Two artificial intelligence models underperform on examinations in a veterinary curriculum

Michelle C. Coleman, DVM, PhD, DACVIM mccole@uga.edu

and James N. Moore, DVM, PhD

DOI:: https://doi.org/10.2460/javma.23.12.0666

Volume/Issue:: Volume 262: Issue 5

Received:: 05 Dec 2023
Accepted:: 08 Jan 2024
Online Publication Date:: 21 Feb 2024

Open access

Abstract

OBJECTIVE

Advancements in artificial intelligence (AI) and large language models have rapidly generated new possibilities for education and knowledge dissemination in various domains. Currently, our understanding of the knowledge of these models, such as ChatGPT, in the medical and veterinary sciences is in its nascent stage.
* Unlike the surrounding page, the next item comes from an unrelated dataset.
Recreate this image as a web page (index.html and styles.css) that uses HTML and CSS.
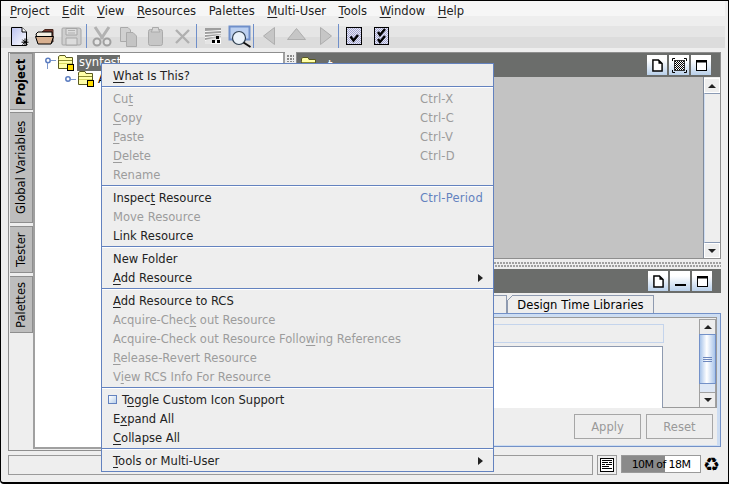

Educators are faced with an urgent need to better understand these models in order to unleash student potential, promote responsible use, and align AI models with educational goals and learning objectives. The objectives of this study were to evaluate the knowledge level and consistency of responses of 2 platforms of ChatGPT, namely GPT-3.5 and GPT-4.0.

SAMPLE

A total of 495 multiple-choice and true/false questions from 15 courses used in the assessment of third-year veterinary students at a single veterinary institution were included in this study.

METHODS

The questions were manually entered 3 times into each platform, and answers were recorded. These answers were then compared against those provided by the faculty members coordinating the courses.

RESULTS

GPT-3.5 achieved an overall performance score of 55%, whereas GPT-4.0 had a significantly (P < .05) greater performance score of 77%. Importantly, the performance scores of both platforms were significantly (P < .05) below that of the veterinary students (86%).

CLINICAL RELEVANCE

Findings of this study suggested that veterinary educators and veterinary students retrieving information from these AI-based platforms should do so with caution.